• _Task data_:
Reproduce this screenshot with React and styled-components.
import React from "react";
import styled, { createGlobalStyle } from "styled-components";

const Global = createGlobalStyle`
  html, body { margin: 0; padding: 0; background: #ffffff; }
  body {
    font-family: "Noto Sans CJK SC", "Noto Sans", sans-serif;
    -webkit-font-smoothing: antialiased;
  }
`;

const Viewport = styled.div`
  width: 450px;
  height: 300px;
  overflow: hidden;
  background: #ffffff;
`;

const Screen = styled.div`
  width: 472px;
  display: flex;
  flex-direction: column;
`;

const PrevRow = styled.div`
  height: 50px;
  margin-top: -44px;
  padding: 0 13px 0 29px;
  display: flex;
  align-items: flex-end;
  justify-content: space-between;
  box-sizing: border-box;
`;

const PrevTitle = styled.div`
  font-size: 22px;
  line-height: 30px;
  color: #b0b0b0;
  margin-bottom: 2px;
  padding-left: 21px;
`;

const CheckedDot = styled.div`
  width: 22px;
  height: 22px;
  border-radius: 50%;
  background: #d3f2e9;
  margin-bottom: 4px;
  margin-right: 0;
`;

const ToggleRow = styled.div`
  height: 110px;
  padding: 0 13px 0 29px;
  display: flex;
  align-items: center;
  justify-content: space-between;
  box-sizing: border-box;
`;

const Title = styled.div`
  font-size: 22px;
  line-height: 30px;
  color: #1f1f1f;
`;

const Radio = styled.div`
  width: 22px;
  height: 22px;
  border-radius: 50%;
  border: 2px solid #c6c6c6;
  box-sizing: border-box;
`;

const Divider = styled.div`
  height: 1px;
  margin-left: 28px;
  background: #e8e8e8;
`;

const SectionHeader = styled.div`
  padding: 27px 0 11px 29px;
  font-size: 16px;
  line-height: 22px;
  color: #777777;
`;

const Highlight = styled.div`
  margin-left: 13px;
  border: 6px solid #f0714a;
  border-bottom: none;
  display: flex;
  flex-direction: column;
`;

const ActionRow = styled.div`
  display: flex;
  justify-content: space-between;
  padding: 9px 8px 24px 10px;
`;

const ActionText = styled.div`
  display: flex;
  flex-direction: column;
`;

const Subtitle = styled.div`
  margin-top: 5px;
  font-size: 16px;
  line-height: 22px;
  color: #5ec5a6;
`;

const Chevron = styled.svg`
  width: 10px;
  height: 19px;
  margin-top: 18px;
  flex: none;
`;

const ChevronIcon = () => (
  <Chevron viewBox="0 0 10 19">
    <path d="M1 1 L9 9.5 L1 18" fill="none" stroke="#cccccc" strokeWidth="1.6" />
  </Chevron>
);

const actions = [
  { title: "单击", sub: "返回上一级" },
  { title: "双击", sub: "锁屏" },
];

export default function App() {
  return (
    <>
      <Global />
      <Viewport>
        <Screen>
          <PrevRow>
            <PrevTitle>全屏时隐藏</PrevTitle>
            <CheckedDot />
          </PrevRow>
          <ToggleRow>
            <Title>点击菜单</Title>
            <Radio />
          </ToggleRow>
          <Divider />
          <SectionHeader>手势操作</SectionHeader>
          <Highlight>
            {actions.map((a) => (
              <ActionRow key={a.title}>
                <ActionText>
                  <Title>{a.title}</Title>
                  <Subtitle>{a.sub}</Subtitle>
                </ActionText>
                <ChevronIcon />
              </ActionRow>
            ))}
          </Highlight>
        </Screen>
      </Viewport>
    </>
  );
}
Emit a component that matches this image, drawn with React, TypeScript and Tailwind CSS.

...

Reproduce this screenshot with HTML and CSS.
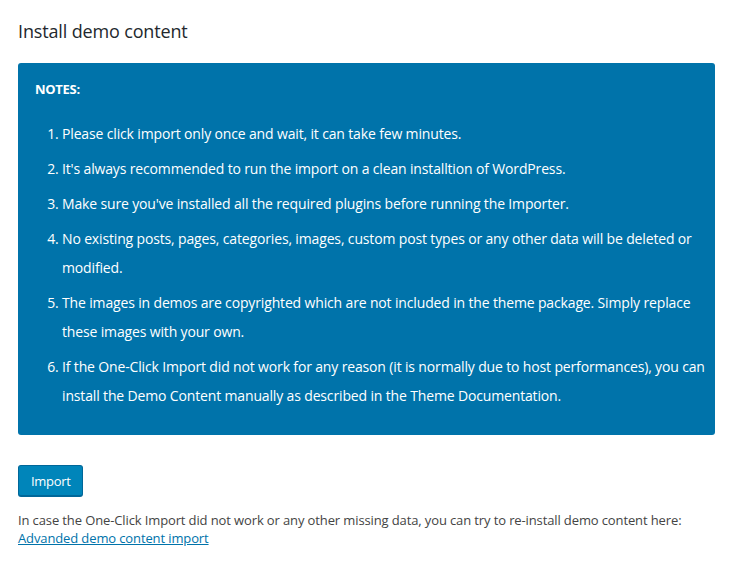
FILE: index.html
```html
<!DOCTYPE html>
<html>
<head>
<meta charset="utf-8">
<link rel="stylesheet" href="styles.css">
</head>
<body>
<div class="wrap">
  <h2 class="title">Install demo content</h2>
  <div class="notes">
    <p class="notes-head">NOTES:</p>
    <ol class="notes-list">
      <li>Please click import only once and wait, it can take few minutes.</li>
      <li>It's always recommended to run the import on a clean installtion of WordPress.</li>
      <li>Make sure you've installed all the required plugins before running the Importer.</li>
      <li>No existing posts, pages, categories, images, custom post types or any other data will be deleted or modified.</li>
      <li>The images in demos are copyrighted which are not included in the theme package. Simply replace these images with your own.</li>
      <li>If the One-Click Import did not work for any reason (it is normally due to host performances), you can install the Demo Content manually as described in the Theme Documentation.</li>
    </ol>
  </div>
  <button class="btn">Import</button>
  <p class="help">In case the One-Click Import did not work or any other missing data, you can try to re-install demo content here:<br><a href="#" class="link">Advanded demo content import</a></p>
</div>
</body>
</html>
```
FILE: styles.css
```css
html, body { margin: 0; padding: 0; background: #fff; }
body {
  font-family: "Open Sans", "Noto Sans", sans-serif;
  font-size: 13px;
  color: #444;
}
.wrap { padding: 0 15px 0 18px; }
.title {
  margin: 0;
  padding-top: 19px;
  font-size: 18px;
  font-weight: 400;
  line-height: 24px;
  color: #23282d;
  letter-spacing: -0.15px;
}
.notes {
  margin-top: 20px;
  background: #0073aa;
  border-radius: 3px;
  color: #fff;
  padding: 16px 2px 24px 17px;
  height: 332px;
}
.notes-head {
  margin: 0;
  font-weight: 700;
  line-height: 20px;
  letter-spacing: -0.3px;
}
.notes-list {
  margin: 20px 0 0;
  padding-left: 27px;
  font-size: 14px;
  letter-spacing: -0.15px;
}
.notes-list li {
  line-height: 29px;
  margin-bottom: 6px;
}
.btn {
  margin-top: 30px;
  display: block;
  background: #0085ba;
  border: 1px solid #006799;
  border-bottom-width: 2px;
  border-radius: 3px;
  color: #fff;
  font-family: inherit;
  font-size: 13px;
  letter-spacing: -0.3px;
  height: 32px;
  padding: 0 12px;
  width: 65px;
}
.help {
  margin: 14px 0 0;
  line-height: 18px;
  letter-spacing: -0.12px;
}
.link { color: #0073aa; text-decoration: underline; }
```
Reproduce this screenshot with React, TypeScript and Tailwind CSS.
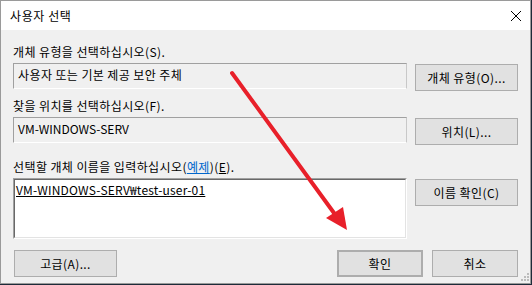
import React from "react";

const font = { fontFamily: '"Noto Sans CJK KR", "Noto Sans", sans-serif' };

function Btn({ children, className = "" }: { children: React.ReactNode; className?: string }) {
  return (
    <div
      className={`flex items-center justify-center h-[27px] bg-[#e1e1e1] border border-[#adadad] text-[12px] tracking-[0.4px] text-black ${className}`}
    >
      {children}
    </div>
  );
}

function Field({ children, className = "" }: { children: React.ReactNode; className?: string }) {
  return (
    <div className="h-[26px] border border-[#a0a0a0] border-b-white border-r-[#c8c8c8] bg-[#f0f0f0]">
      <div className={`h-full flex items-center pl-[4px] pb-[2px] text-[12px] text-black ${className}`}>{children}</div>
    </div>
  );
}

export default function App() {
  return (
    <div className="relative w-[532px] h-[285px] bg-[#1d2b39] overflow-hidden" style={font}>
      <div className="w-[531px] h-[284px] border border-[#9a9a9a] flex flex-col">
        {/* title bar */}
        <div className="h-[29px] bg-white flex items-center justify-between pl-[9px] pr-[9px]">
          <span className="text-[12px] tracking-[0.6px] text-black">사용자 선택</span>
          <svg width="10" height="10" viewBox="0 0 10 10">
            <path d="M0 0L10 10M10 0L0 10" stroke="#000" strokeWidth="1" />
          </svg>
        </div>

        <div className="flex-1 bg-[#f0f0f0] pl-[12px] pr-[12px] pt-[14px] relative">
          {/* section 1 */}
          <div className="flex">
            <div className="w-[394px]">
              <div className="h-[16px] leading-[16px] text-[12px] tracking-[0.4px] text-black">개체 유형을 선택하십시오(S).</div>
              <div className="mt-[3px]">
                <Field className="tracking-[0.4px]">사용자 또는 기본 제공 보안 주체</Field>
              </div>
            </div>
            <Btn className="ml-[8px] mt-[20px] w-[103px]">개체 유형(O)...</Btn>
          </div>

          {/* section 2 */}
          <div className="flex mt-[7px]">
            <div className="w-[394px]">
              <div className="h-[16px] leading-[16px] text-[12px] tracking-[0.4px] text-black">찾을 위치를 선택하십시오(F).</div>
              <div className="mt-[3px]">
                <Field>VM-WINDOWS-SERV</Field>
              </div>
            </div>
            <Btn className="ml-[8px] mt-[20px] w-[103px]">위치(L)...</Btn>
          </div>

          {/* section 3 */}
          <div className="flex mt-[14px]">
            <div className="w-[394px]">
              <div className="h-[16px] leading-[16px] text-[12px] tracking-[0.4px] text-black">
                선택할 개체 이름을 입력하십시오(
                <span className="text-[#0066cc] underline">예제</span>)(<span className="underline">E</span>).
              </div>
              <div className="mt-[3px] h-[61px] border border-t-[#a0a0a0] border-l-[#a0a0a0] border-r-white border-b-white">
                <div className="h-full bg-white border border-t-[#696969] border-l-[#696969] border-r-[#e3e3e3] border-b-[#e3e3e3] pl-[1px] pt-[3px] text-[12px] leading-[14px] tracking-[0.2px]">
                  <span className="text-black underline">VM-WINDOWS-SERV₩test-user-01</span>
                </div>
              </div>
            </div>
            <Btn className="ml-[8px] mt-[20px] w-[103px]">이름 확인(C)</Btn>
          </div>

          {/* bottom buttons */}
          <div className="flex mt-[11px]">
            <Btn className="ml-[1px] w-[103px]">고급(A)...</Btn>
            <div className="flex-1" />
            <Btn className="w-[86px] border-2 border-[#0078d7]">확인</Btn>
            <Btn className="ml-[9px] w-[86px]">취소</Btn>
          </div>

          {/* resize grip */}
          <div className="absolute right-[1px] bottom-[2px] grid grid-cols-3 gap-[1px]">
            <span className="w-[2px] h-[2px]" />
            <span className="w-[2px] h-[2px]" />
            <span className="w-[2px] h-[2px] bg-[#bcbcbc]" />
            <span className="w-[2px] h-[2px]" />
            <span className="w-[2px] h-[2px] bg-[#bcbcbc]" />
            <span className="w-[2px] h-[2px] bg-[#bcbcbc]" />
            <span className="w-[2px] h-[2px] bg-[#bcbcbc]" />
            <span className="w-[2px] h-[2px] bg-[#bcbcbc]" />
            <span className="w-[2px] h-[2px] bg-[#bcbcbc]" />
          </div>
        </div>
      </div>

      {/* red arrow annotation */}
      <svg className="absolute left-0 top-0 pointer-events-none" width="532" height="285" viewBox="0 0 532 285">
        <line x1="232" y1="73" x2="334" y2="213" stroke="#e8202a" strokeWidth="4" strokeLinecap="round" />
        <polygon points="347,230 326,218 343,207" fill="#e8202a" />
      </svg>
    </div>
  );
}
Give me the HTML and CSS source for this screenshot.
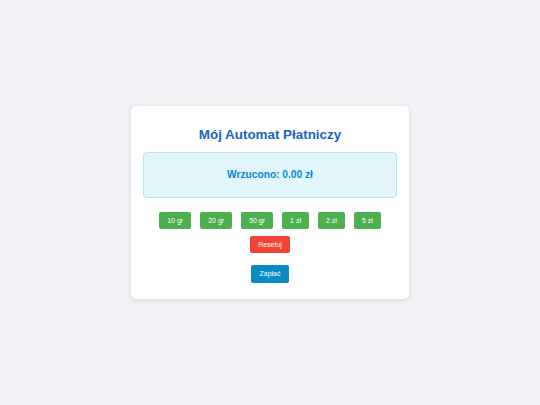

• _What to do_:
Check each line above for the word "TypeScript", and copy the lines where it appears.

• _Answer below_:
Emit a component that matches this image, drawn with React, TypeScript and Tailwind CSS.
Reproduce this screenshot with React, TypeScript and Tailwind CSS.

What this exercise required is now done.